Every line below should be copied exactly; drop the pictures.

**Data provided:**
-- -- --

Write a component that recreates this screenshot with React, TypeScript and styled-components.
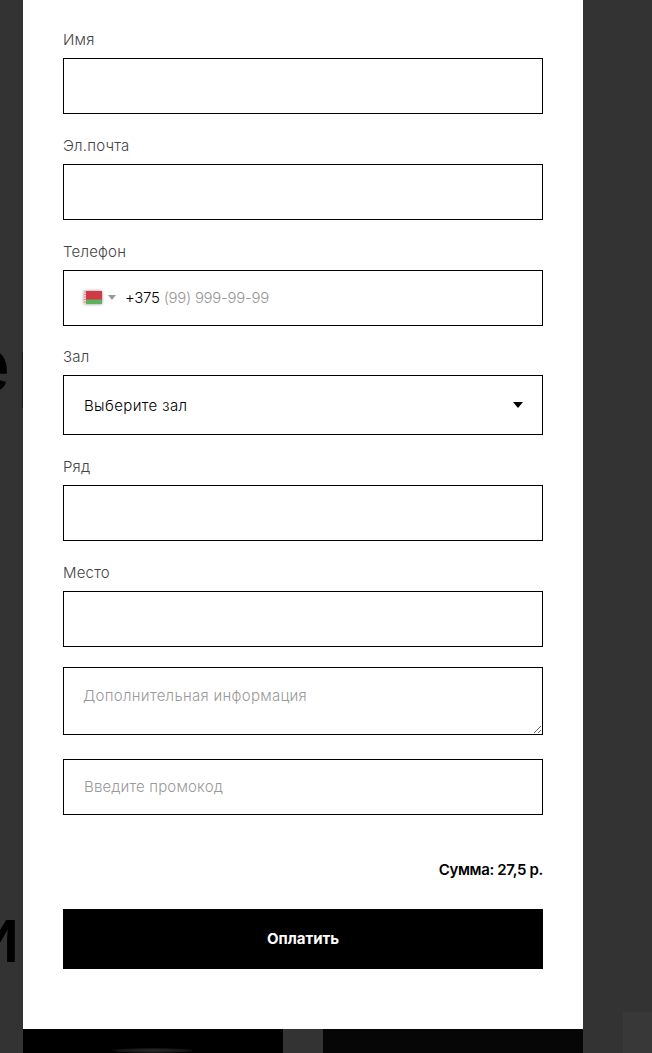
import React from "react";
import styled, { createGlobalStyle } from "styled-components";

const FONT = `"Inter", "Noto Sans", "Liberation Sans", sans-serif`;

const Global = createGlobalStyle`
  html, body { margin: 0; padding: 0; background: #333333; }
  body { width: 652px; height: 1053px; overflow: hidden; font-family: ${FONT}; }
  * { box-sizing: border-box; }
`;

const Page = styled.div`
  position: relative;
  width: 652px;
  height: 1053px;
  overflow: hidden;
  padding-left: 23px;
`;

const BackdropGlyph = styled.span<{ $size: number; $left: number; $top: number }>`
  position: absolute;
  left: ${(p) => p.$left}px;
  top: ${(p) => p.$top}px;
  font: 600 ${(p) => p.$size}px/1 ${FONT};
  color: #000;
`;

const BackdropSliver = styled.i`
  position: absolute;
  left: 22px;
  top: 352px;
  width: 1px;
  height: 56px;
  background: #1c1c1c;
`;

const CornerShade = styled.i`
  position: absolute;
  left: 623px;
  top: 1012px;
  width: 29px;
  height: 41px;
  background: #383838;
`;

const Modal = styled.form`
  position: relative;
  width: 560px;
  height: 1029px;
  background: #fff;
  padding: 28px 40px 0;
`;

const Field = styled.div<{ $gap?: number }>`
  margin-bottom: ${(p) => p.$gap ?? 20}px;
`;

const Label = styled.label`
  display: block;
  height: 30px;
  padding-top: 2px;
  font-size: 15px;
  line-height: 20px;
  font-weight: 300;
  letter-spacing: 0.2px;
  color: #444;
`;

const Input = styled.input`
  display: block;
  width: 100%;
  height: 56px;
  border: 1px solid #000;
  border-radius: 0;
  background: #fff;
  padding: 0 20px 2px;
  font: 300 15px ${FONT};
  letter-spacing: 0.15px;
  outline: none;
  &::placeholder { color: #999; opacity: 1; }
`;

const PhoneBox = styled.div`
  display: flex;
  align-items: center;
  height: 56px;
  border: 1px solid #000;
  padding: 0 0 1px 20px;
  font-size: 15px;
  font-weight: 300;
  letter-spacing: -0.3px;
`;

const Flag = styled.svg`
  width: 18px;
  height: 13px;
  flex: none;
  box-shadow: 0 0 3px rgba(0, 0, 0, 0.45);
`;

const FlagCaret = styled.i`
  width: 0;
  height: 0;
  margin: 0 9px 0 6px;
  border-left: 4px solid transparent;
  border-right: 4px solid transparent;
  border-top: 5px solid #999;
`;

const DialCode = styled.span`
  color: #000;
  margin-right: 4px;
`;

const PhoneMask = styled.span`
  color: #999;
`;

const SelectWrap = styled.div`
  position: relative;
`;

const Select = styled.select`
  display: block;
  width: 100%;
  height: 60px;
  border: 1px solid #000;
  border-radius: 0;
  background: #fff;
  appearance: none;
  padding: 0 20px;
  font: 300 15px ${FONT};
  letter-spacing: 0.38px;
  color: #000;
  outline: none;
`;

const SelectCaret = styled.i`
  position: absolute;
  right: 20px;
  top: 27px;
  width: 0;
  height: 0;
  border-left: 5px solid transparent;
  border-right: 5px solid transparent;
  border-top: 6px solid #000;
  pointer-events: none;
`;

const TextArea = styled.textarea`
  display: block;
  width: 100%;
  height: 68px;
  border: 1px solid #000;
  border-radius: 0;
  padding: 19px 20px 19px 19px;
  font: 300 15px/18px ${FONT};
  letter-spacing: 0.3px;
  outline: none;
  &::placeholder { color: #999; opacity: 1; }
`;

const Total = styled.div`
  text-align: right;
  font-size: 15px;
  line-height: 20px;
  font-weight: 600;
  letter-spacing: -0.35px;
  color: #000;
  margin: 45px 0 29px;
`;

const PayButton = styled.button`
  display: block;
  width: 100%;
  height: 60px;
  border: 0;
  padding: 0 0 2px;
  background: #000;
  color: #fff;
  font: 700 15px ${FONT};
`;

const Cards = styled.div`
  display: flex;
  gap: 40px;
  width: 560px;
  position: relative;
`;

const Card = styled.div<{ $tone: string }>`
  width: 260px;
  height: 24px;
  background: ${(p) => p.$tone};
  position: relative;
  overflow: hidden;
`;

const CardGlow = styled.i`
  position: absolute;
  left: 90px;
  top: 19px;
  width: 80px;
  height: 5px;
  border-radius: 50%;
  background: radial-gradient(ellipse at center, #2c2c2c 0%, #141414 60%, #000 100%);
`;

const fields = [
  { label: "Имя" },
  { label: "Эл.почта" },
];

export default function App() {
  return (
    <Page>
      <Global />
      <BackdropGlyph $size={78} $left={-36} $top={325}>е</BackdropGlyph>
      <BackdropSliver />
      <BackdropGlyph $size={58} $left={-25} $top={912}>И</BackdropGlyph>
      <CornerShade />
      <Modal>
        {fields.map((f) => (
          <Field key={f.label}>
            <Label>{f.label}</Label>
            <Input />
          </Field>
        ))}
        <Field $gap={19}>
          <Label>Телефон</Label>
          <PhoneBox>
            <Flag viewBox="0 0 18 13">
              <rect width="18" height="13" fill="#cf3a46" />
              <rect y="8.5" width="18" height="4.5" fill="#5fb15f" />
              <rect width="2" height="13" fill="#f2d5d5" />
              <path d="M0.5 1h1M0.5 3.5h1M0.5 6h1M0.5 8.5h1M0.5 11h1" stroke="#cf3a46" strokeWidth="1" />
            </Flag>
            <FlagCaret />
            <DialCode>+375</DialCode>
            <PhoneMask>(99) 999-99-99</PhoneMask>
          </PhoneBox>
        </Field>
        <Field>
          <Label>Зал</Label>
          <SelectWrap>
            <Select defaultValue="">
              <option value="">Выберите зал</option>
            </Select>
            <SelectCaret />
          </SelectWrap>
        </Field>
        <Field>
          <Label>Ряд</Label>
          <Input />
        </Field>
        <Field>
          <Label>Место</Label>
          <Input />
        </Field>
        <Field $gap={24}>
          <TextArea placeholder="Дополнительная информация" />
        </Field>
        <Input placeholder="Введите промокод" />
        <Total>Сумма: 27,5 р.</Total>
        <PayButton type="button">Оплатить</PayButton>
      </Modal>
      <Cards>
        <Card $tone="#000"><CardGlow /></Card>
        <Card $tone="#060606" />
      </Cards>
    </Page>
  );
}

-- -- --

**Exercise output:**
Write a component that recreates this screenshot with React, TypeScript and styled-components.
import React from "react";
import styled, { createGlobalStyle } from "styled-components";

const FONT = `"Inter", "Noto Sans", "Liberation Sans", sans-serif`;

const Global = createGlobalStyle`
  html, body { margin: 0; padding: 0; background: #333333; }
  body { width: 652px; height: 1053px; overflow: hidden; font-family: ${FONT}; }
  * { box-sizing: border-box; }
`;

const Page = styled.div`
  position: relative;
  width: 652px;
  height: 1053px;
  overflow: hidden;
  padding-left: 23px;
`;

const BackdropGlyph = styled.span<{ $size: number; $left: number; $top: number }>`
  position: absolute;
  left: ${(p) => p.$left}px;
  top: ${(p) => p.$top}px;
  font: 600 ${(p) => p.$size}px/1 ${FONT};
  color: #000;
`;

const BackdropSliver = styled.i`
  position: absolute;
  left: 22px;
  top: 352px;
  width: 1px;
  height: 56px;
  background: #1c1c1c;
`;

const CornerShade = styled.i`
  position: absolute;
  left: 623px;
  top: 1012px;
  width: 29px;
  height: 41px;
  background: #383838;
`;

const Modal = styled.form`
  position: relative;
  width: 560px;
  height: 1029px;
  background: #fff;
  padding: 28px 40px 0;
`;

const Field = styled.div<{ $gap?: number }>`
  margin-bottom: ${(p) => p.$gap ?? 20}px;
`;

const Label = styled.label`
  display: block;
  height: 30px;
  padding-top: 2px;
  font-size: 15px;
  line-height: 20px;
  font-weight: 300;
  letter-spacing: 0.2px;
  color: #444;
`;

const Input = styled.input`
  display: block;
  width: 100%;
  height: 56px;
  border: 1px solid #000;
  border-radius: 0;
  background: #fff;
  padding: 0 20px 2px;
  font: 300 15px ${FONT};
  letter-spacing: 0.15px;
  outline: none;
  &::placeholder { color: #999; opacity: 1; }
`;

const PhoneBox = styled.div`
  display: flex;
  align-items: center;
  height: 56px;
  border: 1px solid #000;
  padding: 0 0 1px 20px;
  font-size: 15px;
  font-weight: 300;
  letter-spacing: -0.3px;
`;

const Flag = styled.svg`
  width: 18px;
  height: 13px;
  flex: none;
  box-shadow: 0 0 3px rgba(0, 0, 0, 0.45);
`;

const FlagCaret = styled.i`
  width: 0;
  height: 0;
  margin: 0 9px 0 6px;
  border-left: 4px solid transparent;
  border-right: 4px solid transparent;
  border-top: 5px solid #999;
`;

const DialCode = styled.span`
  color: #000;
  margin-right: 4px;
`;

const PhoneMask = styled.span`
  color: #999;
`;

const SelectWrap = styled.div`
  position: relative;
`;

const Select = styled.select`
  display: block;
  width: 100%;
  height: 60px;
  border: 1px solid #000;
  border-radius: 0;
  background: #fff;
  appearance: none;
  padding: 0 20px;
  font: 300 15px ${FONT};
  letter-spacing: 0.38px;
  color: #000;
  outline: none;
`;

const SelectCaret = styled.i`
  position: absolute;
  right: 20px;
  top: 27px;
  width: 0;
  height: 0;
  border-left: 5px solid transparent;
  border-right: 5px solid transparent;
  border-top: 6px solid #000;
  pointer-events: none;
`;

const TextArea = styled.textarea`
  display: block;
  width: 100%;
  height: 68px;
  border: 1px solid #000;
  border-radius: 0;
  padding: 19px 20px 19px 19px;
  font: 300 15px/18px ${FONT};
  letter-spacing: 0.3px;
  outline: none;
  &::placeholder { color: #999; opacity: 1; }
`;

const Total = styled.div`
  text-align: right;
  font-size: 15px;
  line-height: 20px;
  font-weight: 600;
  letter-spacing: -0.35px;
  color: #000;
  margin: 45px 0 29px;
`;

const PayButton = styled.button`
  display: block;
  width: 100%;
  height: 60px;
  border: 0;
  padding: 0 0 2px;
  background: #000;
  color: #fff;
  font: 700 15px ${FONT};
`;

const Cards = styled.div`
  display: flex;
  gap: 40px;
  width: 560px;
  position: relative;
`;

const Card = styled.div<{ $tone: string }>`
  width: 260px;
  height: 24px;
  background: ${(p) => p.$tone};
  position: relative;
  overflow: hidden;
`;

const CardGlow = styled.i`
  position: absolute;
  left: 90px;
  top: 19px;
  width: 80px;
  height: 5px;
  border-radius: 50%;
  background: radial-gradient(ellipse at center, #2c2c2c 0%, #141414 60%, #000 100%);
`;

const fields = [
  { label: "Имя" },
  { label: "Эл.почта" },
];

export default function App() {
  return (
    <Page>
      <Global />
      <BackdropGlyph $size={78} $left={-36} $top={325}>е</BackdropGlyph>
      <BackdropSliver />
      <BackdropGlyph $size={58} $left={-25} $top={912}>И</BackdropGlyph>
      <CornerShade />
      <Modal>
        {fields.map((f) => (
          <Field key={f.label}>
            <Label>{f.label}</Label>
            <Input />
          </Field>
        ))}
        <Field $gap={19}>
          <Label>Телефон</Label>
          <PhoneBox>
            <Flag viewBox="0 0 18 13">
              <rect width="18" height="13" fill="#cf3a46" />
              <rect y="8.5" width="18" height="4.5" fill="#5fb15f" />
              <rect width="2" height="13" fill="#f2d5d5" />
              <path d="M0.5 1h1M0.5 3.5h1M0.5 6h1M0.5 8.5h1M0.5 11h1" stroke="#cf3a46" strokeWidth="1" />
            </Flag>
            <FlagCaret />
            <DialCode>+375</DialCode>
            <PhoneMask>(99) 999-99-99</PhoneMask>
          </PhoneBox>
        </Field>
        <Field>
          <Label>Зал</Label>
          <SelectWrap>
            <Select defaultValue="">
              <option value="">Выберите зал</option>
            </Select>
            <SelectCaret />
          </SelectWrap>
        </Field>
        <Field>
          <Label>Ряд</Label>
          <Input />
        </Field>
        <Field>
          <Label>Место</Label>
          <Input />
        </Field>
        <Field $gap={24}>
          <TextArea placeholder="Дополнительная информация" />
        </Field>
        <Input placeholder="Введите промокод" />
        <Total>Сумма: 27,5 р.</Total>
        <PayButton type="button">Оплатить</PayButton>
      </Modal>
      <Cards>
        <Card $tone="#000"><CardGlow /></Card>
        <Card $tone="#060606" />
      </Cards>
    </Page>
  );
}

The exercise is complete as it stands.